I was sucked into an alternate reality by an unstoppable force, and that force was me. I watched myself walk through a tropical jungle in my living room. Sunlight trickled down to the forest bed through the branches of colossal white sheet metal trees. Three giant faces spanned my sky, illuminated by the soft light, the faces of the gods. I cowered in worship. I spoke to them in a strange tongue, and I understood everything I said. They did not, and they laughed. Man’s glossolalia, God’s gibberish.
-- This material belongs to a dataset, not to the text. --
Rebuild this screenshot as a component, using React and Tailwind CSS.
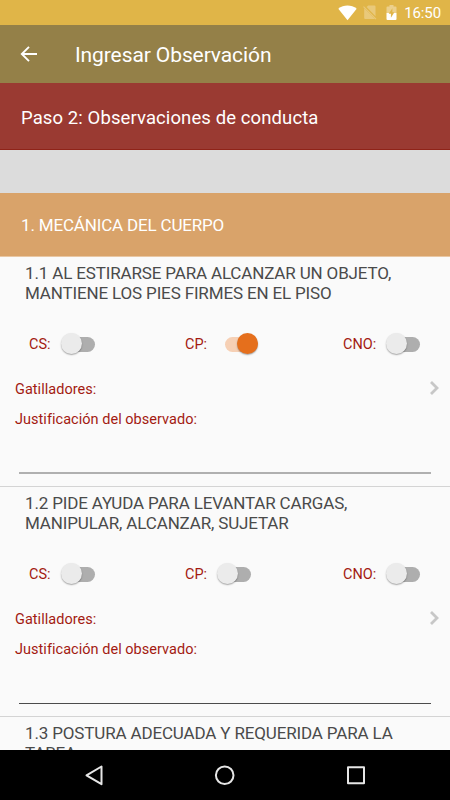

I walked into a temple through the sheet metal trees. As I strolled in, an ancient device whirred to life. It broke the absolute silence that preceded, and commanded my complete attention. It was a conveyer belt made of stone, and it went round and round and round. As if guided by voices, I climbed on it, sat down, and waited in eager anticipation.

Sitting on the living room floor, I saw myself move forward on the conveyer belt. I sat frozen to the floor when I saw my body being cleaved in two. I felt my insides being split apart, but when I looked at myself, I was whole. But I knew I was not. I was on the conveyer belt, split longitudinally, joined at the top of my head. Sunlight entered me, and energized by the millions of photons that hit my insides, I started spinning. I was like the hands of a clock in fast forward, conjoined at my head. I went round and round for seconds, minutes, hours. The belt inched forward, and I was on it, spinning like a CD.

I did not know how much time had passed. Gradually, I stopped spinning. I had reached the end of the conveyer belt. And in the most intense moment of my life, my body was rejoined. I walked out of the temple. The forest was fading away. I walked into the living room and sat down next to myself. I looked at me, and acknowledged my presence for a fleeting second. And then I was gone, only I remained.

The gods had descended from the heavens, they were merely human now. A faint afterglow lit up the place. The only remnants of my sojourn in the jungle were cold sweat that had completely drenched me, and a feeling of euphoria, mixed with slight bewilderment, mellowed down by drowsiness. The dream had passed, but reality was still a haze.

My sweat evaporated as I lay under the draft from an over-enthusiastic Air Conditioner, and soon, I was cold. I wrapped myself up in a blanket and curled up again.

Now, the cycle repeats, and repeats, and repeats.